On Github, we have more than 5,000 developers engaged in the project. We have contributors building different kinds of components to run on top of the PredictionIO system for integration into other systems. So all sorts of things are going on within the open source ecosystem.
LI: What are the developmental hurdles involved in making this project sustainable?
When we first started working on PredictionIO, the intelligence models took our development team a few months to build a really primitive predictive model. That does not include the troubles we had when we worked on moving out that model to production on the distributive environment.
For instance, we built a new recommendation engine. It worked perfectly in the development environment, but when we deployed it on production, it took two days just to update the predictive model. This illustrates the degree that machine learning challenges software engineers and programmers.
LI: Is PredictionIO a revolutionary effort or just the latest newcomer in the process?
Nowadays there are a lot of open source products like Hadoop that are great tools for data scientists. You still need a few months and a team of data scientists and engineers to build a simple solution on top of those products.

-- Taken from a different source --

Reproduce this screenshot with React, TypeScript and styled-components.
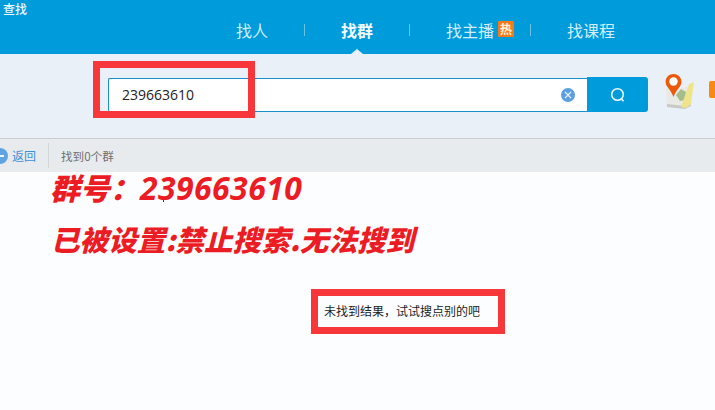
import React from "react";
import styled, { createGlobalStyle } from "styled-components";

const Global = createGlobalStyle`
  html, body { margin: 0; padding: 0; background: #fcfdff; }
  body { font-family: "Noto Sans CJK SC", "Liberation Sans", sans-serif; }
`;
const Page = styled.div`
  position: relative; width: 715px; height: 410px; overflow: hidden;
  display: flex; flex-direction: column; background: #fcfdff;
`;
const Header = styled.header`
  position: relative; flex: 0 0 54px; background: #009bdb; display: flex; align-items: flex-start;
`;
const Title = styled.div`
  position: absolute; left: 3px; top: 0; color: #eef8fd; font-size: 12px; line-height: 18px; font-weight: 500;
`;
const Nav = styled.nav`
  display: flex; align-items: center; height: 22px; margin: 19px 0 0 236px;
`;
const NavItem = styled.span<{ $active?: boolean }>`
  position: relative; color: ${p => (p.$active ? "#f4fbff" : "#d3eef9")};
  font-size: 16px; line-height: 22px; font-weight: ${p => (p.$active ? 700 : 400)}; white-space: nowrap;
`;
const Sep = styled.i<{ $w: number; $r: number }>`
  display: block; width: 1px; height: 12px; background: #6cc3e8;
  margin-left: ${p => p.$w}px; margin-right: ${p => p.$r}px;
`;
const Badge = styled.span`
  display: inline-block; width: 16px; height: 16px; background: #f47a1c; color: #fff3d8;
  font-size: 12px; line-height: 15px; text-align: center; font-weight: 700;
  margin-left: 4px; vertical-align: 3px; border-radius: 1px;
`;
const Caret = styled.i`
  position: absolute; left: 351px; top: 49px; width: 0; height: 0;
  border-left: 6px solid transparent; border-right: 6px solid transparent; border-bottom: 5px solid #eaf0f8;
`;
const SearchBand = styled.section`
  flex: 0 0 84px; background: #eaf0f8; display: flex; align-items: flex-start; padding: 23px 0 0 108px; box-sizing: border-box;
`;
const SearchBox = styled.div`
  box-sizing: border-box; width: 479px; height: 34px; margin-top: 1px; background: #fff;
  border: 1px solid #1a8fcb; border-right: 0; border-radius: 2px 0 0 2px;
  display: flex; align-items: center; justify-content: space-between; padding: 0 12px 0 13px;
`;
const Query = styled.span`
  font-family: "Open Sans", "Noto Sans", sans-serif; font-size: 14px; color: #222; line-height: 20px;
`;
const SearchButton = styled.div`
  width: 61px; height: 35px; background: #009bdb; border-radius: 0 3px 3px 0;
  display: flex; align-items: center; justify-content: center;
`;
const MapWrap = styled.div`
  margin: -3px 0 0 17px; width: 30px; height: 35px; flex: none;
`;
const OrangeTag = styled.div`
  width: 6px; height: 17px; margin: 4px 0 0 14px; background: #f9890f; border-radius: 2px 0 0 2px; flex: none;
`;
const Toolbar = styled.section`
  box-sizing: border-box; flex: 0 0 34px; background: #e8ebed; border-top: 1px solid #c9ccd0;
  display: flex; align-items: center; padding-left: 0;
`;
const BackIcon = styled.svg`
  width: 16px; height: 16px; margin-left: -8px; flex: none;
`;
const BackText = styled.span`
  font-size: 12px; color: #3d8fd6; margin-left: 4px; line-height: 16px;
`;
const ToolDivider = styled.i`
  display: block; width: 1px; height: 25px; background: #d3d6d9; margin: 0 12px 0 12px;
`;
const Count = styled.span`
  font-size: 11.6px; color: #6d6f70; line-height: 16px;
`;
const Content = styled.main`
  flex: 1; background: #fcfdff; padding: 131px 0 0 324px;
`;
const Empty = styled.div`
  font-size: 12px; color: #222; line-height: 16px; white-space: nowrap;
`;
const Frame = styled.div<{ $x: number; $y: number; $w: number; $h: number }>`
  position: absolute; box-sizing: border-box; left: ${p => p.$x}px; top: ${p => p.$y}px;
  width: ${p => p.$w}px; height: ${p => p.$h}px; border: 7px solid #f8373b;
`;
const Note = styled.div<{ $x: number; $y: number; $size: number }>`
  position: absolute; left: ${p => p.$x}px; top: ${p => p.$y}px; color: #ec1c24;
  font-size: ${p => p.$size}px; line-height: 34px; font-weight: 900; font-style: italic; white-space: nowrap;
`;
const Digits = styled.span`
  font-family: "Open Sans", sans-serif; font-size: 32px; font-weight: 700; letter-spacing: 0.4px;
`;
const Speck = styled.i`
  position: absolute; left: 163px; top: 200px; width: 1px; height: 2px; background: #333;
`;

export default function App() {
  return (
    <Page>
      <Global />
      <Header>
        <Title>查找</Title>
        <Nav>
          <NavItem>找人</NavItem>
          <Sep $w={36} $r={36} />
          <NavItem $active>找群</NavItem>
          <Sep $w={36} $r={36} />
          <NavItem>找主播<Badge>热</Badge></NavItem>
          <Sep $w={16} $r={36} />
          <NavItem>找课程</NavItem>
        </Nav>
        <Caret />
      </Header>
      <SearchBand>
        <SearchBox>
          <Query>239663610</Query>
          <svg width="14" height="14" viewBox="0 0 14 14" aria-hidden="true">
            <circle cx="7" cy="7" r="7" fill="#5c9fe0" />
            <path d="M4 4l6 6M10 4l-6 6" stroke="#eaf3fc" strokeWidth="1.1" />
          </svg>
        </SearchBox>
        <SearchButton>
          <svg width="16" height="16" viewBox="0 0 16 16" fill="none" aria-hidden="true">
            <circle cx="7.5" cy="7.5" r="5.8" stroke="#f0fafe" strokeWidth="1.5" />
            <path d="M11.6 12l1.9 2.2" stroke="#f0fafe" strokeWidth="1.5" />
          </svg>
        </SearchButton>
        <MapWrap>
          <svg width="30" height="35" viewBox="0 0 30 35" aria-hidden="true">
            <path d="M1 14l1 18 18 2 6-2 1-22-8 4z" fill="#e9e9e5" />
            <path d="M2 30l18 2 6-2v2l-6 3-18-2z" fill="#c9cac4" />
            <path d="M11 21l5-6 5 3-1 8-5 1-2-3z" fill="#a5bd8c" />
            <path d="M29 8L24 10 16 33l5 1 5-4z" fill="#efe48c" />
            <path d="M8.5 0C4 0 .6 3.4.6 7.8c0 5 5 7.5 7.900 15.200 2.900-7.700 8-10.200 8-15.200C16.500 3.400 13 0 8.500 0z" fill="#ea5a0c" />
            <circle cx="8.500" cy="7.500" r="4.200" fill="#fff" />
          </svg>
        </MapWrap>
        <OrangeTag />
      </SearchBand>
      <Toolbar>
        <BackIcon viewBox="0 0 16 16" aria-hidden="true">
          <circle cx="8" cy="8" r="8" fill="#5fa3e3" />
          <path d="M4 8h8" stroke="#fff" strokeWidth="1.8" />
        </BackIcon>
        <BackText>返回</BackText>
        <ToolDivider />
        <Count>找到0个群</Count>
      </Toolbar>
      <Content>
        <Empty>未找到结果，试试搜点别的吧</Empty>
      </Content>
      <Frame $x={93} $y={61} $w={162} $h={57} />
      <Frame $x={311} $y={289} $w={194} $h={45} />
      <Note $x={50} $y={170} $size={30}>群号：<Digits>239663610</Digits></Note>
      <Note $x={51} $y={222} $size={28.6}>已被设置:禁止搜索.无法搜到</Note>
      <Speck />
    </Page>
  );
}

LI: How competitive is the prediction software market?
There are many prediction products out there. They are great technology tools. But talking about developer needs, we do not see a lot of application-level machine learning open source solutions. Most of the open source solutions are on the data processor layer. There are also a lot of great open source learning libraries as well. But we do not see anyone focusing on developers for the application-level products.

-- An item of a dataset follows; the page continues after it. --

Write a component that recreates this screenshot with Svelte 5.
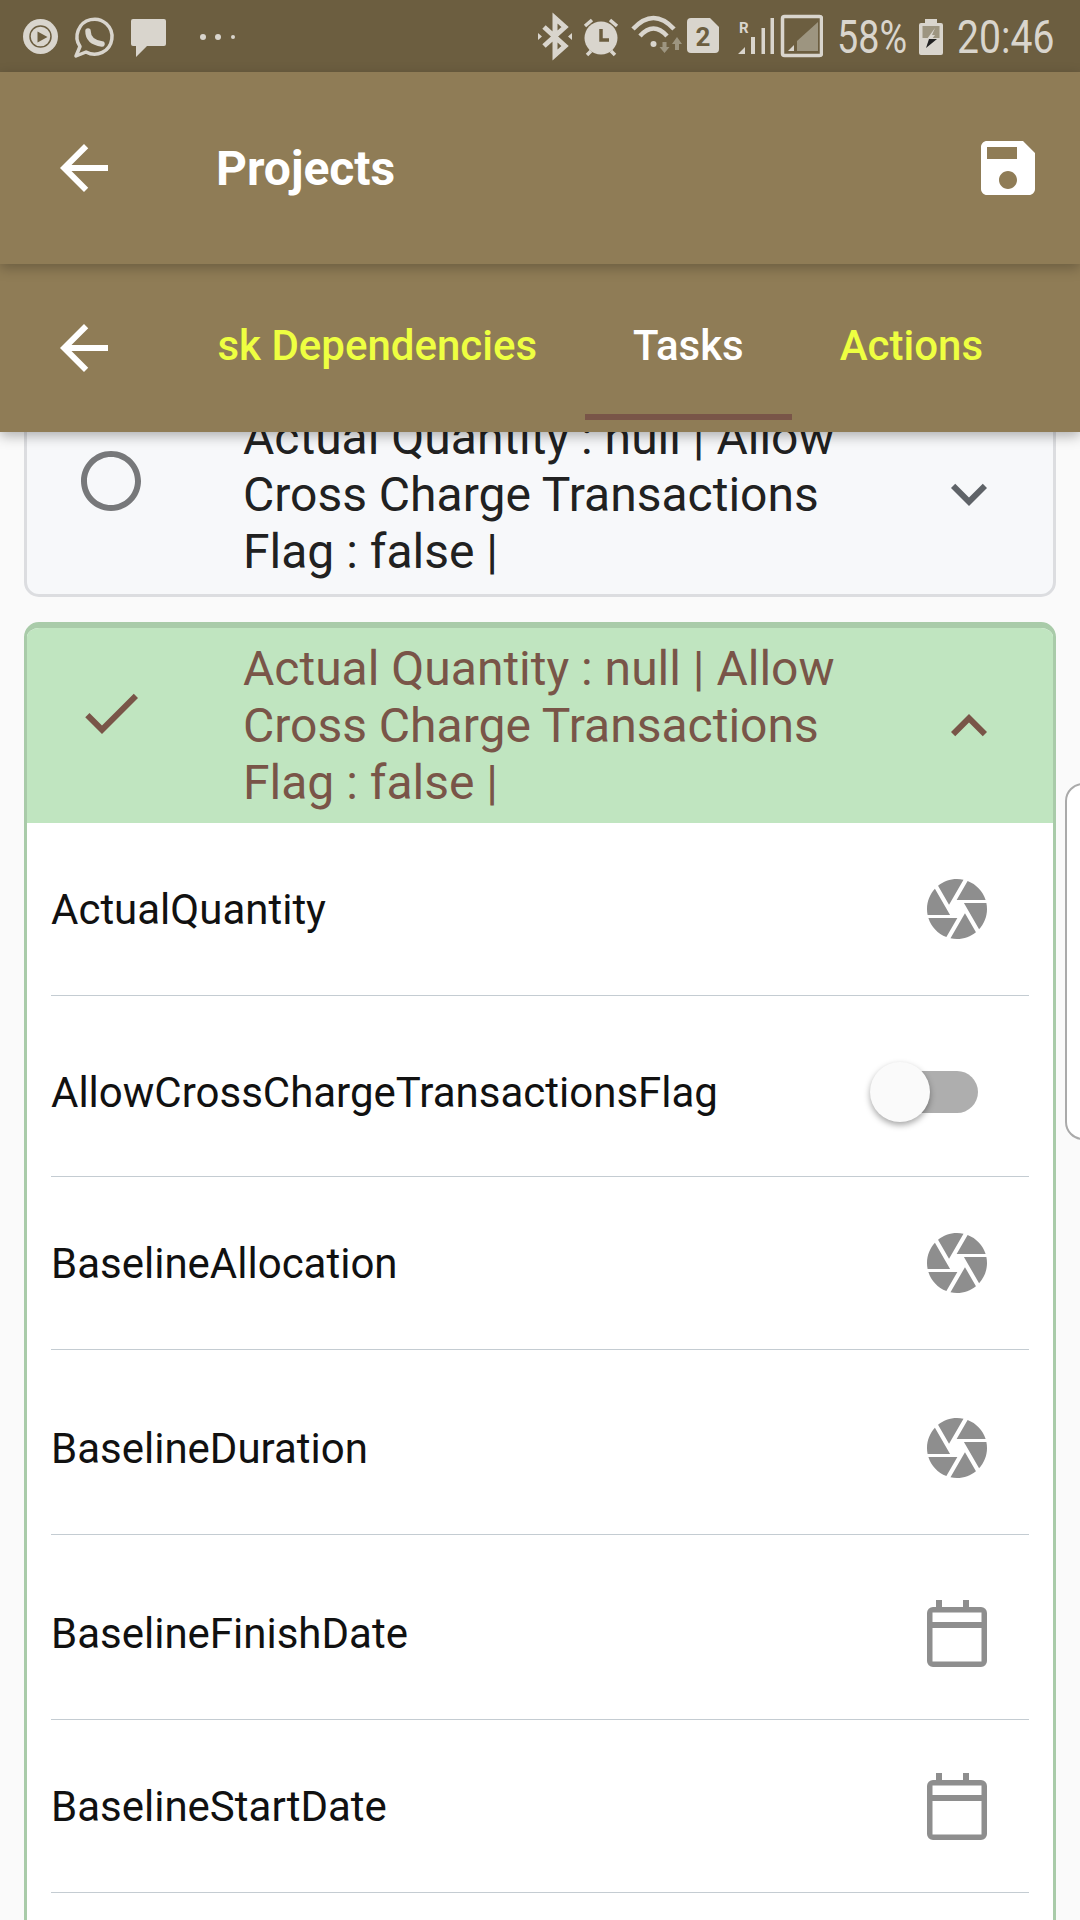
<script>
  const fg = '#d9d5cd';
  const bar = '#6c5e40';
  const dim = '#9d9580';

  const fields = [
    { name: 'ActualQuantity', h: 173, kind: 'camera' },
    { name: 'AllowCrossChargeTransactionsFlag', h: 181, kind: 'toggle', low: true },
    { name: 'BaselineAllocation', h: 173, kind: 'camera' },
    { name: 'BaselineDuration', h: 185, kind: 'camera', low: true },
    { name: 'BaselineFinishDate', h: 185, kind: 'date', low: true },
    { name: 'BaselineStartDate', h: 173, kind: 'date' }
  ];

  const back = 'M20 11H7.83l5.59-5.59L12 4l-8 8 8 8 1.41-1.41L7.83 13H20v-2z';
  const summary = 'Actual Quantity : null | Allow Cross Charge Transactions Flag : false |';
</script>

<div class="screen">
  <header class="top">
    <div class="status">
      <svg class="left-icons" width="212" height="72" viewBox="0 0 212 72">
        <circle cx="17.5" cy="36.5" r="17.5" fill={fg} />
        <circle cx="17.5" cy="36.5" r="10.5" fill="none" stroke={bar} stroke-width="1.5" />
        <path d="M14.5 31.5l10 5.5-10 5.5z" fill={bar} />
        <path d="M53 56L57 46.5A17.5 17.5 0 1 1 63 52Z" fill="none" stroke={fg} stroke-width="3.5" stroke-linejoin="round" />
        <path d="M65 31Q65 42 79 44" fill="none" stroke={fg} stroke-width="5.5" stroke-linecap="round" />
        <path d="M110 19h31a2 2 0 0 1 2 2v23a2 2 0 0 1-2 2h-17l-11 11v-11h-3a2 2 0 0 1-2-2v-23a2 2 0 0 1 2-2z" fill={fg} />
        <circle cx="180" cy="37" r="3" fill={fg} />
        <circle cx="195" cy="37" r="3" fill={fg} />
        <circle cx="210" cy="37" r="2" fill={fg} />
      </svg>

      <div class="right">
        <svg width="285" height="72" viewBox="0 0 285 72">
          <path d="M6 27L27 46L17 55V18L27 27L6 46" fill="none" stroke={fg} stroke-width="5" />
          <path d="M0 33l4 3.500-4 3.500zM34 33l-4 3.500 4 3.500z" fill={fg} />

          <circle cx="63" cy="38" r="16.500" fill={fg} />
          <path d="M63 29V40H71" fill="none" stroke={bar} stroke-width="3.500" />
          <path d="M47 26L54 20M72 20L79 26M49 55L53 51M77 55L73 51" stroke={fg} stroke-width="3.500" />

          <path d="M95 29Q115.500 7 136 29M102 36Q115.500 21 129 36" fill="none" stroke={fg} stroke-width="4.500" />
          <circle cx="115.500" cy="44" r="3" fill={fg} />
          <path d="M124.500 42h4v5h3l-5 6-5-6h3zM137 50h4v-6h3l-5-7-5 7h3z" fill={dim} />

          <path d="M153 18H172L181 27V49a4 4 0 0 1-4 4H153a4 4 0 0 1-4-4V22a4 4 0 0 1 4-4z" fill={fg} />
          <text x="165" y="46" class="sim" fill={bar}>2</text>

          <text x="201" y="33" class="roam" fill={fg}>R</text>
          <path d="M200 54l7-7v7zM213 37h4v17h-4zM223.500 28h3.500v26h-3.500zM232.500 18h3.500v36h-3.500z" fill={fg} />

          <rect x="244.500" y="16.500" width="39" height="39" rx="2" fill="none" stroke={fg} stroke-width="3.500" />
          <path d="M259 51V41L280 22V51z" fill={dim} />
          <path d="M250 51l6-6v6z" fill={fg} />
        </svg>
        <span class="clock pct"><span>58%</span></span>
        <svg width="24" height="72" viewBox="0 0 24 72">
          <path d="M6 19h12v4h4a2 2 0 0 1 2 2v28a2 2 0 0 1-2 2H2a2 2 0 0 1-2-2V25a2 2 0 0 1 2-2h4z" fill={fg} />
          <rect x="3.500" y="26" width="17" height="12" fill={dim} />
          <path d="M16 28l-8 11h5l3-4h-3z" fill={fg} />
          <path d="M8 39h10L7 48l3-9z" fill="#222" />
        </svg>
        <span class="clock time"><span>20:46</span></span>
      </div>
    </div>

    <div class="appbar">
      <svg class="arrow" viewBox="0 0 24 24" fill="#fff"><path d={back} /></svg>
      <h1>Projects</h1>
      <svg class="save" viewBox="0 0 24 24" fill="#fff">
        <path d="M17 3H5c-1.110 0-2 .9-2 2v14c0 1.100.89 2 2 2h14c1.100 0 2-.9 2-2V7l-4-4zm-5 16c-1.660 0-3-1.340-3-3s1.340-3 3-3 3 1.340 3 3-1.340 3-3 3zm3-10H5V5h10v4z" />
      </svg>
    </div>

    <div class="tabbar">
      <svg class="arrow" viewBox="0 0 24 24" fill="#fff"><path d={back} /></svg>
      <nav class="tabs">
        <span class="tab">Task Dependencies</span>
        <span class="tab active">Tasks</span>
        <span class="tab">Actions</span>
      </nav>
    </div>
  </header>

  <main class="content">
    <section class="card closed">
      <div class="head">
        <svg class="lead" viewBox="0 0 24 24" fill="#77787a">
          <path d="M12 2C6.480 2 2 6.480 2 12s4.480 10 10 10 10-4.480 10-10S17.520 2 12 2zm0 18c-4.420 0-8-3.580-8-8s3.580-8 8-8 8 3.580 8 8-3.580 8-8 8z" />
        </svg>
        <p>{summary}</p>
        <svg class="chev" viewBox="0 0 24 24" fill="#5f6368"><path d="M16.590 8.590L12 13.170 7.410 8.590 6 10l6 6 6-6z" /></svg>
      </div>
    </section>

    <section class="card open">
      <div class="head">
        <svg class="lead" viewBox="0 0 24 24" fill="#795548"><path d="M9 16.170L4.830 12l-1.420 1.410L9 19 21 7l-1.410-1.410z" /></svg>
        <p>{summary}</p>
        <svg class="chev" viewBox="0 0 24 24" fill="#795548"><path d="M12 8l-6 6 1.410 1.410L12 10.830l4.590 4.580L18 14z" /></svg>
      </div>

      <div class="fields">
        {#each fields as f}
          <div class="field" class:low={f.low} style="height: {f.h}px">
            <span>{f.name}</span>
            {#if f.kind === 'camera'}
              <svg class="camera" viewBox="0 0 24 24" fill="#8e8e8e">
                <path d="M9.400 10.500l4.770-8.260C13.470 2.090 12.750 2 12 2c-2.400 0-4.600.85-6.320 2.250l3.660 6.350.06-.1zM21.540 9c-.92-2.920-3.150-5.260-6-6.340L11.880 9h9.660zm.26 1h-7.490l.29.5 4.760 8.250C21 16.970 22 14.610 22 12c0-.69-.07-1.350-.2-2zM8.540 12l-3.900-6.750C3.010 7.030 2 9.390 2 12c0 .69.07 1.350.2 2h7.490l-1.150-2zm-6.080 3c.92 2.920 3.150 5.260 6 6.340L12.120 15H2.460zm11.270 0l-3.900 6.760c.7.15 1.420.24 2.170.24 2.400 0 4.600-.85 6.320-2.250l-3.660-6.350-.93 1.600z" />
              </svg>
            {:else if f.kind === 'toggle'}
              <div class="toggle"><i></i></div>
            {:else}
              <svg class="date" viewBox="0 0 60 67" fill="#8e8e8e">
                <path fill-rule="evenodd" d="M9 0h6v7h21V0h6v7h12a6 6 0 0 1 6 6v48a6 6 0 0 1-6 6H6a6 6 0 0 1-6-6V13a6 6 0 0 1 6-6h3zM5.500 12.500V22h49v-9.500zM5.500 28v33.500h49V28z" />
              </svg>
            {/if}
          </div>
        {/each}
      </div>
    </section>

    <div class="peek"></div>
  </main>
</div>

<style>
  :global(body) {
    margin: 0;
    background: #fafafa;
  }

  .screen {
    width: 1080px;
    height: 1920px;
    display: flex;
    flex-direction: column;
    overflow: hidden;
    font-family: Roboto, sans-serif;
  }

  .top {
    position: relative;
    z-index: 2;
    flex: none;
    box-shadow: 0 4px 12px rgba(0, 0, 0, 0.3);
  }

  .status {
    height: 72px;
    background: #6c5e40;
    display: flex;
    justify-content: space-between;
    padding: 0 28px 0 23px;
    box-sizing: border-box;
  }

  .right {
    display: flex;
    align-items: center;
    gap: 14px;
  }

  .sim {
    font: 700 26px Roboto, sans-serif;
    text-anchor: middle;
  }

  .roam {
    font: 700 15px Roboto, sans-serif;
  }

  .clock {
    display: block;
    height: 72px;
    line-height: 74px;
    font-size: 46px;
    color: #d9d5cd;
  }

  .clock span {
    display: inline-block;
    transform-origin: left center;
    white-space: nowrap;
  }

  .pct {
    width: 68px;
  }

  .pct span {
    transform: scaleX(0.82);
  }

  .time {
    width: 95px;
  }

  .time span {
    transform: scaleX(0.85);
  }

  .appbar,
  .tabbar {
    background: #8f7c56;
    display: flex;
    align-items: center;
    padding-left: 48px;
  }

  .appbar {
    position: relative;
    z-index: 1;
    height: 192px;
    box-shadow: 0 4px 12px rgba(0, 0, 0, 0.25);
  }

  .tabbar {
    height: 168px;
  }

  .arrow,
  .save {
    width: 72px;
    height: 72px;
    flex: none;
  }

  h1 {
    margin: 0 0 0 96px;
    flex: 1;
    font-size: 48px;
    font-weight: 700;
    color: #fff;
  }

  .save {
    margin-right: 36px;
  }

  .tabs {
    flex: 1;
    min-width: 0;
    align-self: stretch;
    margin-left: 96px;
    padding-right: 49px;
    display: flex;
    justify-content: flex-end;
    overflow: hidden;
  }

  .tab {
    position: relative;
    flex: none;
    padding: 0 48px 5px;
    display: flex;
    align-items: center;
    white-space: nowrap;
    font-size: 42px;
    font-weight: 500;
    color: #eeff41;
  }

  .tab.active {
    color: #fff;
  }

  .tab.active::after {
    content: '';
    position: absolute;
    left: 0;
    right: 0;
    bottom: 12px;
    height: 6px;
    background: #795548;
  }

  .content {
    position: relative;
    flex: 1;
    min-height: 0;
    overflow: hidden;
    padding: 0 24px;
  }

  .card {
    border: 3px solid #dcdde0;
    border-radius: 15px;
    overflow: hidden;
  }

  .closed {
    margin-top: -41px;
    background: #f7f8fa;
    color: #212121;
  }

  .open {
    margin-top: 25px;
    height: 1400px;
    background: #fff;
    border-color: #a9cba9;
    border-top-width: 6px;
    color: #795548;
  }

  .head {
    height: 195px;
    padding: 0 48px;
    display: flex;
    align-items: center;
  }

  .closed .head {
    height: 200px;
  }

  .open .head {
    background: #c0e5c0;
  }

  .head p {
    flex: 1;
    margin: 0 50px 0 96px;
    font-size: 48px;
    line-height: 57px;
  }

  .lead,
  .chev {
    flex: none;
    width: 72px;
    height: 72px;
  }

  .lead {
    margin-top: -26px;
  }

  .fields {
    padding: 0 24px;
  }

  .field {
    box-sizing: border-box;
    display: flex;
    align-items: center;
    justify-content: space-between;
    border-bottom: 1px solid #c4ccd2;
    font-size: 42px;
    color: #111;
  }

  .field.low {
    padding-top: 12px;
  }

  .camera {
    width: 72px;
    height: 72px;
    margin-right: 36px;
  }

  .date {
    width: 60px;
    height: 67px;
    margin-right: 42px;
  }

  .toggle {
    position: relative;
    width: 99px;
    height: 42px;
    margin-right: 51px;
    background: #aeaeae;
    border-radius: 21px;
  }

  .toggle i {
    position: absolute;
    left: -9px;
    top: -9px;
    width: 60px;
    height: 60px;
    border-radius: 50%;
    background: #fafafa;
    box-shadow: 0 3px 6px rgba(0, 0, 0, 0.35);
  }

  .peek {
    position: absolute;
    left: 1065px;
    top: 351px;
    width: 60px;
    height: 357px;
    box-sizing: border-box;
    border: 2px solid #aaa;
    border-radius: 18px;
    background: #fff;
  }
</style>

LI: Why is PredictionIO unique?
The two key elements are open source and developer usage. Taken together, these two elements make it possible for us to bridge the gap between data science and software development. This will make it easier for the two groups to work together.
LI: So Prediction software can lessen the need for data scientists?
We are not trying to replace data scientists with our product. It is more like because it is open source, everyone can focus on their own components. Data scientists can share their recommendations. Developers can deploy them on their own applications. We do not see models like that currently on the market.
LI: Does Prediction IO work with any MySQL-based database, or is its use more restrictive?
Currently it does not connect to MySQL directly out of the box. The model gives you an API interface where you can stream in the data to PredictionIO. Because this is an open source project, you can actually modify that so you do not have to actually use the data stored in PredictionIO. Instead, you can get the data stored directly in MongoDB and MySQL. It is very open as to what it can plug into. We built the product with developers in mind.
LI: Are you enhancing the machine learning process or just repurposing the existing prediction software model?
We built the product from a developer’s point of view. We are looking at what makes it useful for developers when building mobile and Web applications and Internet of Things. We made it easy for users to point it to their own existing data stores.
LI: How has your production team tapped into the cooperative nature of open source in developing PredictionIO?
We were fortunate to be selected by the Mozilla organization to participate in its WebFWD program. This program selects open source projects globally and supports them. We spent several months at their headquarters working with their open source developers. They helped us shape the product and make it more developer-friendly.
Other great organizations helped us develop PredictionIO. We are also a part of the 500Startup Network. Basically they support really early stage ideas. They helped us transform the idea for the technology into a sustainable business around the product. The goal is to continue supporting development of the technology.
Recently we started using the coworking space of Stanford’s StartX Program in California as one of the participants in the current session. This is a nonprofit business incubator associated with the university. That association gave us a chance to work with many great companies to see how they want to use machine learning and how we can shape PredictionIO to fit those needs.
LI: How are you monetizing PredictionIO to generate funds for the company?
I do not see that as our focus. Like many other open source products, I do not think revenue is the main focus, especially at this phase. We still think that the problem we are working on is challenging enough for us to focus on it in the coming years. The challenge of machine learning is more than the challenge of the database server. In database, if you have the SQL language you can do most of the tasks. in machine learning, every prediction problem is unique.
LI: How so?
For example, product recommendation for a fashion company is totally different than for a video company. For the fashion company, the goal is to increase revenue. For a video company, the goal is to increase user engagement — like getting people to spend more time on the platform. So you need different algorithms and different parameters and different business logic as well.
For a fashion company, you might care about inventory. There is a limited number of products in the clothing line, so when I make recommendations I have to take stock inventory into account. Not so for the video company. The video company might have to take into account how much time you play each video.
LI: How does that affect the problem solution process?
I am trying to illustrate the challenge the prediction problem is facing. There are some open source prediction algorithms on the market — but not many developers can use them straight away out of the box because of all the various issues. With the help of all our contributors and the open source community, we can solve all of these problems.
LI: Why is that a factor in monetizing a revenue stream?
Before having a useful — as in fully developed — product, I do not see how we should focus on revenue. But having said that, the good thing about machine learning is that it is so mission critical. If you are running a company that is trying to use PredictionIO to understand customer behavior to make smart business decisions in real time, you can not afford any down time.
We have received inquiries from companies asking us if we can offer enterprise support or provide enterprise editions with more security or resource management features. So certainly there is great potential for our building a revenue model as a real company behind the product, but I think we are in too early a stage for that right now.
LI: Do you see actual business success or only ongoing community development for PredictionIO?
I built three startup companies in the last 10 years. These were consumer-facing software applications for social networking and mobile apps. I have an engineering background and am heavily involved in building products. I got involved in the concept of predicting behavior based on data analysis.
In my earlier startup ventures, I was more concerned with building a great team than with making money. I think the lesson I learned from that is revenue is like oxygen for a great product. You need revenue to keep great people working together to get the product to market and educating potential users.
We definitely need to build a profitable company behind a great product. We are fortunate enough to have funding support from investors right now. We are building up our engineering team. We have a little bit of time to just focus on the product at this moment.